Recipe of M.F.K. Fisher’s mother. I thought it kind of strange to stir baking soda into molasses, but whatever. I did it. And it was awesome.

1-¼ c. flour, plus extra for pan
1 t. baking powder
1 t. cinnamon
1 t. ginger
1 t. ground cloves
½ t. salt
¼ c. butter, plus extra for pan
¼ c. sugar
¾ t. soda
½ c. molasses
1 egg, lightly beaten

Sift together first 6.

In a separate bowl, combine butter and sugar until well mixed.
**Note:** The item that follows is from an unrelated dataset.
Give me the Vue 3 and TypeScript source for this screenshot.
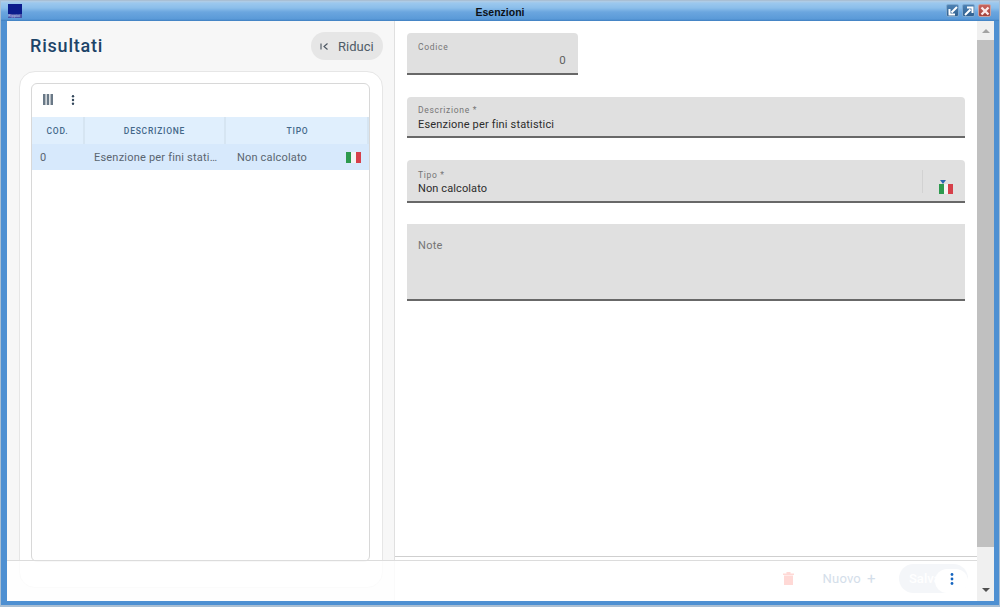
<script setup lang="ts">
const columns: { label: string; cls: string }[] = [
  { label: 'COD.', cls: 'c-cod' },
  { label: 'DESCRIZIONE', cls: 'c-desc' },
  { label: 'TIPO', cls: 'c-tipo' },
]
</script>

<template>
  <div class="window">
    <header class="titlebar">
      <div class="logo"><span class="logo-text">Rippici</span></div>
      <div class="title">Esenzioni</div>
      <div class="win-btns">
        <span class="wbtn">
          <svg width="10" height="10" viewBox="0 0 10 10"><path d="M9 1 3.5 6.500M1.500 3v5.500H7" fill="none" stroke="#fff" stroke-width="2"/></svg>
        </span>
        <span class="wbtn">
          <svg width="10" height="10" viewBox="0 0 10 10"><path d="M1 9 6.500 3.500M3 1.500h5.500V7" fill="none" stroke="#fff" stroke-width="2"/></svg>
        </span>
        <span class="wbtn close">
          <svg width="10" height="10" viewBox="0 0 10 10"><path d="M1.500 1.500l7 7M8.500 1.500l-7 7" fill="none" stroke="#fbe9e9" stroke-width="2.400"/></svg>
        </span>
      </div>
    </header>

    <div class="frame">
      <div class="viewport">
        <aside class="left">
          <div class="left-head">
            <h1 class="heading">Risultati</h1>
            <button class="reduce">
              <svg width="9" height="9" viewBox="0 0 9 9"><path d="M1 1.500v6M7.500 1.500 4 4.500l3.500 3" fill="none" stroke="#4a5560" stroke-width="1.100"/></svg>
              <span>Riduci</span>
            </button>
          </div>
          <div class="card">
            <div class="grid">
              <div class="toolbar">
                <svg class="tool-cols" width="10" height="11" viewBox="0 0 10 11"><path d="M0 0h2.500v11H0zM3.700 0h2.500v11H3.700zM7.500 0H10v11H7.500z" fill="#6a7987"/></svg>
                <svg class="tool-dots" width="4" height="10" viewBox="0 0 4 10"><circle cx="2" cy="1.300" r="1.200" fill="#33475b"/><circle cx="2" cy="5" r="1.200" fill="#33475b"/><circle cx="2" cy="8.700" r="1.200" fill="#33475b"/></svg>
              </div>
              <div class="thead">
                <div v-for="col in columns" :key="col.label" class="th" :class="col.cls">{{ col.label }}</div>
              </div>
              <div class="trow">
                <div class="td c-cod">0</div>
                <div class="td c-desc desc-cell">Esenzione per fini stati…</div>
                <div class="td c-tipo tipo-cell">
                  <span>Non calcolato</span>
                  <span class="flag"><i class="g"></i><i class="w"></i><i class="r"></i></span>
                </div>
              </div>
            </div>
          </div>
        </aside>

        <main class="right">
          <div class="form">
            <div class="field codice">
              <label class="flabel">Codice</label>
              <div class="fvalue num">0</div>
            </div>
            <div class="field descr">
              <label class="flabel">Descrizione *</label>
              <div class="fvalue">Esenzione per fini statistici</div>
            </div>
            <div class="field tipo">
              <div class="tipo-main">
                <label class="flabel">Tipo *</label>
                <div class="fvalue">Non calcolato</div>
              </div>
              <div class="sep"></div>
              <div class="tipo-flag">
                <span class="caret"></span>
                <span class="flag"><i class="g"></i><i class="w"></i><i class="r"></i></span>
              </div>
            </div>
            <div class="field note">
              <label class="note-label">Note</label>
            </div>
          </div>
          <div class="right-rule"></div>
        </main>

        <footer class="footer">
          <svg class="trash" width="11" height="13" viewBox="0 0 11 13"><path d="M0 1.500h11V3H0zM3.500 0h4v1.500h-4zM1 3.500h9V13H1z" fill="#ffd9d6"/></svg>
          <span class="nuovo">Nuovo</span>
          <span class="plus">+</span>
          <div class="save"><span>Salva</span></div>
          <div class="more">
            <svg width="4" height="12" viewBox="0 0 4 12"><circle cx="2" cy="1.500" r="1.400" fill="#1565c0"/><circle cx="2" cy="6" r="1.400" fill="#1565c0"/><circle cx="2" cy="10.500" r="1.400" fill="#1565c0"/></svg>
          </div>
        </footer>

        <div class="scrollbar">
          <div class="arrow"><span class="up"></span></div>
          <div class="track"><div class="thumb"></div></div>
          <div class="arrow bottom"><span class="down"></span></div>
        </div>
      </div>
    </div>
  </div>
</template>

<style>
html, body { margin: 0; padding: 0; background: #fff; }
</style>

<style scoped>
.window {
  width: 1000px;
  height: 607px;
  display: flex;
  flex-direction: column;
  font-family: Roboto, "Liberation Sans", sans-serif;
  overflow: hidden;
  background: #4e90d2;
  box-sizing: border-box;
  border: 1px solid #a9bfd4;
  border-bottom-width: 2px;
}
.titlebar {
  height: 20px;
  flex: none;
  display: flex;
  align-items: center;
  position: relative;
  background: linear-gradient(#b4cde4 0, #9cc8ee 10%, #8bbeea 35%, #6ba6df 55%, #5a9ad8 90%, #3f7fc0 100%);
}
.logo {
  width: 14px;
  height: 14px;
  margin-left: 7px;
  align-self: flex-start;
  margin-top: 3px;
  background: #0b1c8c;
  position: relative;
  overflow: hidden;
}
.logo-text {
  position: absolute;
  left: 0;
  bottom: 0;
  width: 100%;
  font-size: 4px;
  line-height: 4px;
  color: #c9d0f0;
  background: #4a55a8;
  white-space: nowrap;
}
.title {
  position: absolute;
  left: 0;
  right: 0;
  top: 4px;
  text-align: center;
  font-family: "Liberation Sans", sans-serif;
  font-size: 10.500px;
  line-height: 15px;
  font-weight: 700;
  color: #0c1118;
}
.win-btns {
  margin-left: auto;
  margin-right: 8px;
  align-self: flex-start;
  margin-top: 3px;
  display: flex;
  gap: 3px;
}
.wbtn {
  width: 13px;
  height: 13px;
  box-sizing: border-box;
  border-radius: 2px;
  background: linear-gradient(#4d82b4, #2f5f8f);
  border: 1px solid #7ea8cf;
  display: flex;
  align-items: center;
  justify-content: center;
}
.wbtn svg { flex: none; }
.wbtn.close {
  background: linear-gradient(#c9665f, #a03f38);
  border-color: #c9a0a0;
}
.frame {
  flex: 1;
  min-height: 0;
  padding: 0 5px 4px 6px;
  display: flex;
}
.viewport {
  flex: 1;
  display: flex;
  position: relative;
  background: #fff;
  min-width: 0;
}
.left {
  width: 388px;
  flex: none;
  box-sizing: border-box;
  background: #f7f7f7;
  border-right: 1px solid #e0e0e0;
  padding: 11px 11px 0 12px;
  display: flex;
  flex-direction: column;
}
.left-head {
  height: 28px;
  display: flex;
  align-items: center;
  justify-content: space-between;
  padding-left: 11px;
  margin-bottom: 11px;
}
.heading {
  margin: 0;
  font-size: 18px;
  line-height: 28px;
  font-weight: 500;
  letter-spacing: 0.8px;
  color: #1d4468;
}
.reduce {
  width: 72px;
  height: 28px;
  border: 0;
  border-radius: 14px;
  background: #e6e6e6;
  display: flex;
  align-items: center;
  gap: 9px;
  padding: 0 0 0 9px;
  font-family: inherit;
  font-size: 13px;
  color: #4f5b66;
}
.card {
  height: 517px;
  box-sizing: border-box;
  background: #fff;
  border: 1px solid #e6e6e6;
  border-radius: 16px;
  padding: 11px 12px 0 11px;
}
.grid {
  height: 479px;
  box-sizing: border-box;
  border: 1px solid #d8d8d8;
  border-radius: 6px;
  background: #fff;
  display: flex;
  flex-direction: column;
  overflow: hidden;
}
.toolbar {
  height: 33px;
  box-sizing: border-box;
  flex: none;
  display: flex;
  align-items: center;
  padding: 0 0 2px 11px;
  gap: 18px;
}
.thead {
  height: 27px;
  flex: none;
  display: flex;
  background: #e0effd;
}
.th {
  box-sizing: border-box;
  display: flex;
  align-items: center;
  justify-content: center;
  font-size: 8.500px;
  font-weight: 500;
  letter-spacing: 0.75px;
  color: #44688a;
  border-right: 2px solid #d6e5f2;
}
.c-cod { width: 53px; flex: none; }
.c-desc { width: 141px; flex: none; }
.c-tipo { flex: 1; min-width: 0; }
.th.c-tipo { padding-left: 2px; }
.trow {
  height: 26px;
  flex: none;
  display: flex;
  background: #d7e9fc;
}
.td {
  box-sizing: border-box;
  display: flex;
  align-items: center;
  font-size: 11px;
  letter-spacing: 0.17px;
  color: #5a6570;
  white-space: nowrap;
}
.td.c-cod { padding-left: 8px; }
.desc-cell {
  padding: 0 0 0 9px;
  letter-spacing: 0.2px;
}
.tipo-cell {
  padding: 0 8px 0 11px;
  justify-content: space-between;
}
.flag {
  display: inline-flex;
  width: 15px;
  height: 11px;
  flex: none;
}
.flag i { flex: 1; display: block; }
.flag .g { background: #2d9a4e; }
.flag .w { background: #f4f4f4; }
.flag .r { background: #d6404a; }
.right {
  flex: 1;
  min-width: 0;
  display: flex;
  flex-direction: column;
  background: #fff;
}
.form {
  flex: 1;
  padding: 12px 12px 0;
  display: flex;
  flex-direction: column;
  gap: 22px;
}
.field {
  box-sizing: border-box;
  background: #e0e0e0;
  border-bottom: 2px solid #686868;
  border-radius: 4px 4px 0 0;
  padding: 0 11px 6px;
  height: 41px;
  display: flex;
  flex-direction: column;
  justify-content: flex-end;
}
.flabel {
  display: block;
  font-size: 8.500px;
  line-height: 11px;
  letter-spacing: 0.7px;
  color: #757575;
  margin-bottom: 1px;
}
.fvalue {
  font-size: 11px;
  line-height: 13px;
  letter-spacing: 0.17px;
  color: #2c2c2c;
}
.field.descr { padding-bottom: 5px; }
.descr .flabel { margin-bottom: 2px; }
.field.codice {
  width: 171px;
  height: 42px;
  padding-right: 12px;
}
.codice .flabel { margin-bottom: 0; }
.fvalue.num {
  text-align: right;
  color: #5f5f5f;
  font-size: 11.500px;
  line-height: 14px;
}
.field.tipo {
  height: 43px;
  flex-direction: row;
  align-items: flex-end;
  padding-bottom: 0;
  padding-right: 12px;
}
.tipo-main { flex: 1; padding-bottom: 6px; }
.tipo-main .fvalue { letter-spacing: 0.1px; }
.sep {
  width: 1px;
  height: 23px;
  background: #d2d2d2;
  margin-bottom: 8px;
}
.tipo-flag {
  width: 30px;
  display: flex;
  flex-direction: column;
  align-items: flex-end;
  padding-bottom: 7px;
}
.caret {
  width: 0;
  height: 0;
  border-left: 3px solid transparent;
  border-right: 3px solid transparent;
  border-top: 4px solid #2a66b0;
  margin-right: 7px;
}
.tipo-flag .flag { width: 14px; height: 10px; }
.field.note {
  height: 77px;
  margin-top: -1px;
  justify-content: flex-start;
  padding-top: 15px;
  border-radius: 0;
}
.note-label {
  font-size: 11px;
  line-height: 13px;
  letter-spacing: 0.3px;
  color: #757575;
}
.right-rule {
  flex: none;
  height: 1px;
  background: #cfcfcf;
  margin-bottom: 44px;
}
.footer {
  position: absolute;
  left: 0;
  right: 17px;
  bottom: 0;
  height: 41px;
  box-sizing: border-box;
  border-top: 1px solid #dcdcdc;
  background: rgba(255, 255, 255, 0.82);
  display: flex;
  align-items: center;
  padding: 0 9px 5px 0;
  font-size: 13px;
}
.trash { margin-left: auto; }
.nuovo {
  margin-left: 29px;
  color: #d4deea;
  letter-spacing: 0.2px;
}
.plus {
  margin-left: 6px;
  color: #d4deea;
  font-size: 15px;
}
.save {
  margin-left: 23.500px;
  width: 69px;
  height: 29px;
  border-radius: 15px;
  background: #f4f6f9;
  color: #fff;
  display: flex;
  align-items: center;
  padding-left: 10px;
  box-sizing: border-box;
  font-weight: 500;
}
.more {
  position: absolute;
  right: 9px;
  top: 8px;
  width: 33px;
  height: 24px;
  box-sizing: border-box;
  padding-bottom: 4px;
  border-radius: 12px;
  background: #fff;
  display: flex;
  align-items: center;
  justify-content: center;
}
.scrollbar {
  width: 17px;
  flex: none;
  background: #f0f0f0;
  display: flex;
  flex-direction: column;
}
.arrow {
  height: 19px;
  flex: none;
  display: flex;
  align-items: center;
  justify-content: center;
}
.arrow.bottom { height: 22px; }
.up {
  border-left: 4px solid transparent;
  border-right: 4px solid transparent;
  border-bottom: 4px solid #a3a3a3;
}
.down {
  border-left: 4px solid transparent;
  border-right: 4px solid transparent;
  border-top: 4px solid #505050;
}
.track { flex: 1; display: flex; flex-direction: column; }
.thumb {
  height: 507px;
  background: #c0c0c0;
}
</style>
Beat ½ t. of the soda into the molasses and mix well. Add to the butter and sugar. Add remaining ¼ t. of soda to ¾ c. boiling water and stir. Alternately with the sifted dry ingredients, add the water to the butter mixture. Fold in the beaten egg and pour into a greased and floured 8” square pan. This mixture will seem much too thin to make a cake but do not increase flour.

Bake in a preheated 325 oven for 30 minutes or until a toothpick inserted in the middle comes out clean. Eat as is or top with whipped cream, ice cream or wine sauce.

Bonus: if you don't have a real Christmas tree, gingerbread will make your house smell like Christmas. Guaranteed.